Selain melestarikan dan memanfaatkan, konvensi ini pun memandatkan para pihak untuk melakukan pembagian keuntungan dari pemanfaatan sumber daya genetik secara adil dan memadai. Topik yang paling hangat dibicarakan dalam konvensi ini pun adalah gugatan negara-negara berkembang terhadap negara-negara maju yang dianggap telah mengambil keuntungan sangat besar dari eksploitasi sumber daya hayati. Karena itu, melalui konvensi ini diharapkan akan terwujud pembagian keuntungan yang memadai dan adil. Harapan negara memiliki sumber daya biologi dan memungkinkan negara bersangkutan untuk mengatur akses ke sumber daya, lepas dari kekurangan dan ketertinggalan dalam berbagai aspek, yang sering dimanipulasi oleh kepentingan politik ekonomi negara tertentu, konvensi ini merupakan kesepakatan multilateral pertama yang membahas akses ke sumber daya hayati. Melalui berbagai pasalnya diatur bahwa para peneliti/pengguna sumber daya hayati harus mengikutsertakan pihak-pihak dari negara asal sumber daya, khususnya negara berkembang, dalam penelitian ilmiah, bioteknologi, dan akses ke hasil-hasil terbaru.
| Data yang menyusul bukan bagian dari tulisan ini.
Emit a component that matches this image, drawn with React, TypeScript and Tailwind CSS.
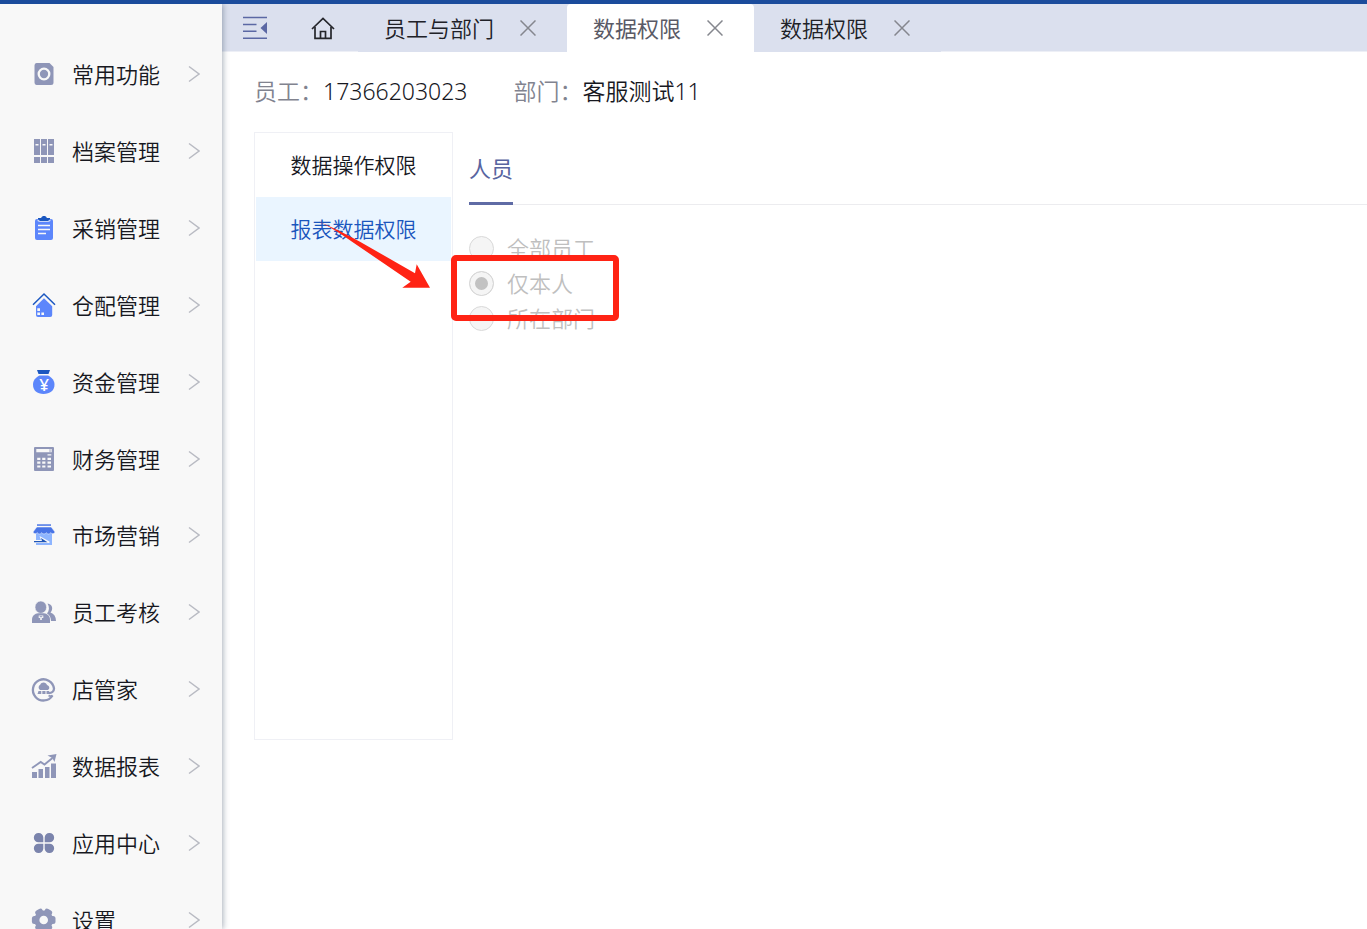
import { useState, type ReactNode } from 'react'
import clsx from 'clsx'

type MenuItem = { label: string; icon: ReactNode }

const GREY = '#8f96b8'
const BLUE = '#5c86fb'
const NAVY = '#1b57c0'
const LIGHT = '#f8f8f8'

const menuItems: MenuItem[] = [
  {
    label: '常用功能',
    icon: (
      <>
        <path d="M6.5 3H19.500L23.500 7v15.500a2.500 2.500 0 0 1-2.500 2.500H6.500A2.500 2.500 0 0 1 4.500 22.500v-17A2.500 2.500 0 0 1 6.500 3z" fill={GREY} />
        <circle cx="14" cy="14" r="5.300" fill="none" stroke={LIGHT} strokeWidth="2.300" />
      </>
    ),
  },
  {
    label: '档案管理',
    icon: (
      <>
        {[4, 11, 18].map((x) => (
          <g key={x} fill={GREY}>
            <path d={`M${x} 2h6v16h-6z M${x} 20h6v6h-6z`} />
            <path d={`M${x + 1.5} 7h3v1.500h-3z`} fill={LIGHT} />
          </g>
        ))}
      </>
    ),
  },
  {
    label: '采销管理',
    icon: (
      <>
        <rect x="5" y="5" width="18" height="21" rx="2" fill={BLUE} />
        <path d="M7.500 5.500h13V7c-1 .8-2 1-3 1h-7c-1 0-2-.2-3-1z" fill={LIGHT} opacity=".7" />
        <path d="M8 4h3.200c.6-2.600 5-2.600 5.600 0H20v1.200L18 7h-8L8 5.200z" fill={NAVY} />
        <path d="M8 11.500h12M8 15.500h12M8 19.500h8" stroke={LIGHT} strokeWidth="1.300" />
      </>
    ),
  },
  {
    label: '仓配管理',
    icon: (
      <>
        <path d="M3 13.700 14 3l11 10.700" fill="none" stroke={NAVY} strokeWidth="1.500" />
        <path d="M14 7.200l8.200 8V24a2 2 0 0 1-2 2H8a2 2 0 0 1-2-2v-8.800z" fill={BLUE} />
        <path d="M7.300 17.300H10V20H7.300z M7.300 21.400H10V24H7.300z M11.400 21.400H14V24h-2.600z" fill={LIGHT} />
      </>
    ),
  },
  {
    label: '资金管理',
    icon: (
      <>
        <path d="M7 2h13l-1.500 4h-10z" fill={NAVY} />
        <path d="M9.500 7.500h8.500c4 2 6.500 5 6.500 9 0 6-4.500 9.500-11 9.500S3 22.500 3 16.500c0-4 2.500-7 6.500-9z" fill={BLUE} />
        <text x="14" y="22.500" textAnchor="middle" fill="#fff" className="font-['Noto_Sans'] text-[17px] font-medium">¥</text>
      </>
    ),
  },
  {
    label: '财务管理',
    icon: (
      <>
        <rect x="4" y="2" width="20" height="24" rx="1" fill={GREY} />
        <path d="M6.300 4h15.400v3.300H6.300z M17.500 9.200h3.800v1.300h-3.800z" fill={LIGHT} />
        <path d="M20 4.200v3" stroke={GREY} strokeWidth=".8" />
        {[12.7, 16.5, 20.4].map((y) => (
          <path key={y} d={`M7.200 ${y}h3.200v2.200H7.200z M12.200 ${y}h3.200v2.200h-3.200z M17.500 ${y}h3.500v2.200h-3.500z`} fill={LIGHT} />
        ))}
      </>
    ),
  },
  {
    label: '市场营销',
    icon: (
      <>
        <path d="M7 3.300h14v1.500H7z" fill="#4874e6" />
        <path d="M6 12h16v12H6z" fill="#8eb5ff" />
        <path d="M6.800 6h14.400l3.800 5c-.6 2-3 2.300-4.200.7-1.200 1.700-3.300 1.700-4.500 0-1.200 1.700-3.400 1.700-4.600 0-1.200 1.700-3.300 1.700-4.500 0C6 13.300 3.600 13 3 11z" fill="#4874e6" stroke={LIGHT} strokeWidth=".5" />
        <path d="M3.500 19h7.500l-1.500-4 10 5.500v1.500h-16z" fill={LIGHT} />
        <path d="M4 20h8l-1-3 6.500 4.200H4z" fill="#1f56b8" />
      </>
    ),
  },
  {
    label: '员工考核',
    icon: (
      <g fill={GREY}>
        <path d="M17.500 5.500c5 .5 6 5.500 3 9 3.500 1.200 5.500 4 5.500 8.500h-5c-.2-4-1.500-6-4-7.500 2.500-3 2.500-6.500.5-10z" />
        <ellipse cx="10.800" cy="9.200" rx="5.800" ry="6.200" stroke={LIGHT} strokeWidth=".6" />
        <path d="M2 25v-3.500c0-3.700 3-6 6-6.300h6c3 .3 6 2.600 6 6.300V25z" />
        <path d="M8.700 17.500h4.600v2.500h-1.500v2H10.200v-2H8.700z" fill={LIGHT} />
        <path d="M9.700 18.200h2.600v1H9.700z" />
      </g>
    ),
  },
  {
    label: '店管家',
    icon: (
      <>
        <path d="M22.500 20.500A10.600 10.600 0 1 1 24 13.500c0 3-2.500 4.500-5 4.500" fill="none" stroke={GREY} strokeWidth="2.300" />
        <path d="M22.500 20.500c-1.500.8-3 .6-4 .2" fill="none" stroke={GREY} strokeWidth="1.800" />
        <path d="M10 15a3 3 0 0 1 .2-5.200c1.200-3.300 6-3 6.800.2 2.800.7 3 4.200.8 5z" fill={GREY} />
        <path d="M8.500 16h2.800v3H7.500z M12.300 16h3.200v3h-3.200z M16.500 16h2.500v3h-2.500z" fill={GREY} />
      </>
    ),
  },
  {
    label: '数据报表',
    icon: (
      <>
        <path d="M2 20h5v6H2z M8.500 17H13v9H8.500z M15 15h4.500v11H15z M21 11.500h5V26h-5z" fill={GREY} />
        <path d="M2 16l8.700-6 3.800 2.500L22.500 6" fill="none" stroke={GREY} strokeWidth="1.900" />
        <path d="M17.500 3.500 26.500 2l-2 8-2.200-4z" fill={GREY} />
      </>
    ),
  },
  {
    label: '应用中心',
    icon: (
      <g fill="#7b84ac">
        <path d="M8.500 4A4.500 4.500 0 0 1 13.300 8.500v4.800H8.500a4.600 4.600 0 0 1 0-9.300z" />
        <path d="M19.500 4A4.500 4.500 0 0 0 14.700 8.500v4.800h4.800a4.600 4.600 0 0 0 0-9.300z" />
        <path d="M8.500 24a4.500 4.500 0 0 0 4.800-4.500v-4.800H8.500a4.600 4.600 0 0 0 0 9.300z" />
        <path d="M19.500 24a4.500 4.500 0 0 1-4.800-4.500v-4.800h4.800a4.600 4.600 0 0 1 0 9.300z" />
      </g>
    ),
  },
  {
    label: '设置',
    icon: (
      <>
        <circle cx="13.700" cy="14" r="9.500" fill={GREY} />
        {[0, 60, 120, 180, 240, 300].map((a) => (
          <rect key={a} x="19" y="10" width="6.500" height="8" rx="2.500" fill={GREY} transform={`rotate(${a} 13.700 14)`} />
        ))}
        <circle cx="13.700" cy="14" r="4.300" fill={LIGHT} />
      </>
    ),
  },
]

const tabs = [
  { id: 1, label: '员工与部门' },
  { id: 2, label: '数据权限' },
  { id: 3, label: '数据权限' },
]

const permissionMenus = ['数据操作权限', '报表数据权限']
const scopes = ['全部员工', '仅本人', '所在部门']

function Sidebar() {
  return (
    <aside className="relative z-10 w-[222px] shrink-0 overflow-hidden bg-[#f8f8f8] pt-8 shadow-[1px_0_6px_rgba(60,75,100,0.45)]">
      <nav>
        <ul className="flex h-[922px] flex-col">
          {menuItems.map((item) => (
            <li key={item.label} className="flex flex-1">
              <button type="button" className="flex w-full items-center pr-[22px] pl-[30px] text-left">
                <svg viewBox="0 0 28 28" className="mr-[14px] h-7 w-7 shrink-0" aria-hidden="true">
                  {item.icon}
                </svg>
                <span className="flex-1">{item.label}</span>
                <svg viewBox="0 0 12 18" className="h-[18px] w-3" fill="none" stroke="#b9bbc3" strokeWidth="1.500" aria-hidden="true">
                  <path d="M1 1.500 11 9 1 16.500" />
                </svg>
              </button>
            </li>
          ))}
        </ul>
      </nav>
    </aside>
  )
}

function TabBar({ active, onChange }: { active: number; onChange: (id: number) => void }) {
  return (
    <div className="flex h-12 bg-[#dbe0ee]">
      <div className="flex w-[136px] items-center border-b border-[#edeff6] pl-[21px]">
        <button type="button" aria-label="收起菜单">
          <svg viewBox="0 0 24 24" className="h-6 w-6" fill="none" stroke="#5b68a4" strokeWidth="1.500">
            <path d="M0 1.500h24M0 8.500h13.500M0 15.300h13.500M0 22.300h24" />
            <path d="M24 6v12l-6.500-6z" fill="#5b68a4" stroke="none" />
          </svg>
        </button>
        <button type="button" aria-label="首页" className="ml-11">
          <svg viewBox="0 0 24 24" className="h-6 w-6" fill="none" stroke="#25262b" strokeWidth="1.700">
            <path d="M1 13 12 2.500 23 13" />
            <path d="M4 11v11.300h16V11" />
            <path d="M9.500 22v-6.500h5V22" />
          </svg>
        </button>
      </div>
      {tabs.map((tab) => (
        <div
          key={tab.id}
          className={clsx(
            'flex items-center gap-[26px] pr-[31px] pl-[26px]',
            tab.id === active ? 'rounded-t-sm bg-white font-normal text-[#5a5a66]' : 'text-[#202127]'
          )}
        >
          <button type="button" onClick={() => onChange(tab.id)}>
            {tab.label}
          </button>
          <button type="button" aria-label={`关闭${tab.label}`}>
            <svg viewBox="0 0 16 16" className="h-4 w-4" stroke="#85878e" strokeWidth="1.500">
              <path d="M.5.5l15 15M15.500.5l-15 15" />
            </svg>
          </button>
        </div>
      ))}
      <div className="flex-1 border-b border-[#edeff6]" />
    </div>
  )
}

export default function App() {
  const [activeTab, setActiveTab] = useState(2)
  const [activeMenu, setActiveMenu] = useState('报表数据权限')

  return (
    <div className="flex h-screen flex-col overflow-hidden border-t-4 border-[#1b4c9c] bg-white font-['Noto_Sans','Noto_Sans_CJK_SC',sans-serif] text-[22px] leading-8 font-[350] text-[#17181f]">
      <div className="flex min-h-0 flex-1">
        <Sidebar />
        <main className="min-w-0 flex-1">
          <TabBar active={activeTab} onChange={setActiveTab} />

          <div className="pt-[23px] pl-8">
            <dl className="flex text-[23px]">
              <dt className="text-[#81838f]">员工：</dt>
              <dd className="mr-[46px]">17366203023</dd>
              <dt className="text-[#81838f]">部门：</dt>
              <dd>客服测试11</dd>
            </dl>

            <div className="relative mt-[25px] flex gap-4">
              <ul className="h-[608px] w-[199px] shrink-0 border border-[#eff0f5] px-px text-[21px]">
                {permissionMenus.map((name) => (
                  <li key={name}>
                    <button
                      type="button"
                      onClick={() => setActiveMenu(name)}
                      className={clsx('h-16 w-full', name === activeMenu && 'bg-[#eaf5ff] text-[#1a55bd]')}
                    >
                      {name}
                    </button>
                  </li>
                ))}
              </ul>

              <section className="min-w-0 flex-1">
                <div className="flex h-[73px] border-b border-[#ececef]">
                  <button type="button" className="-mb-px h-[73px] border-b-3 border-[#5f6ba5] pt-0.5 font-normal text-[#5864a0]">
                    人员
                  </button>
                </div>
                <fieldset disabled className="mt-[27px] flex flex-col gap-[3px] text-[#bfbfbf]">
                  {scopes.map((scope) => (
                    <label key={scope} className="flex items-center gap-[13px]">
                      <input
                        type="radio"
                        name="scope"
                        defaultChecked={scope === '仅本人'}
                        className="h-[25px] w-[25px] appearance-none rounded-full border border-[#d9d9d9] bg-[#f5f5f5] checked:bg-[#c2c2c2] checked:shadow-[inset_0_0_0_5px_#f5f5f5]"
                      />
                      {scope}
                    </label>
                  ))}
                </fieldset>
              </section>

              {/* highlight mark and arrow over the selected option */}
              <div className="pointer-events-none absolute top-[123px] left-[197px] h-[66px] w-[168px] rounded-[5px] border-6 border-[#ff2314]" />
              <svg
                viewBox="0 0 114 70"
                className="pointer-events-none absolute top-[88px] left-[64px] h-[70px] w-[114px]"
                fill="#ff2314"
                aria-hidden="true"
              >
                <path d="M1 1.500 Q22 10.500 42 21.700 L97 53.300 L98.700 44.300 L112 67.700 L84.300 67.700 L92.700 61.700 L33.700 21.500 Q17 9.500 1 1.500z" />
              </svg>
            </div>
          </div>
        </main>
      </div>
    </div>
  )
}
Sebagai negara kedelapan yang menandatangani konvensi tersebut, Indonesia sebenarnya punya dasar hukum yang kuat untuk melindungi kekayaan sumber daya hayatinya dari para pembajak. Dan bukan tidak mungkin, dengan perlindungan kendali perdagangan masa depan berada di tangan pemilik sumber daya alami. Bayangkan saja, sekitar 70% keseluruhan keanekaragaman hayati dunia hanya dapat ditemukan 7% permukaan dunia, termasuk di negara-negara berkembang kawasan tropika, Indonesia bahkan termasuk dalam tiga negara megadiversitas bernilai ekonomi, negara-negara berkembang telah menyumbang 84 jenis tumbuhan sedangkan negara-negara maju, termasuk Amerika dan Kanada, hanya menyumbang 16 jenis tumbuhan saja. Artinya, ada ketergantungan yang sangat besar dari negara maju terhadap negara berkembang di bidang sumber daya alam, ironisnya, sampai saat ini masih saja negara-negara maju itu yang mengeruk keuntungan komersial berlipat ganda.
Dengan keunggulan sumber daya manusia dan teknologi, mereka masih saja leluasa mematenkan berbagai produk berdasar pengetahuan masyarakat adat di negara-negara berkembang. Dan di saat yang sama, mereka pun berteriak-teriak bahwa negara berkembang telah merampas banyak kekayaan mereka.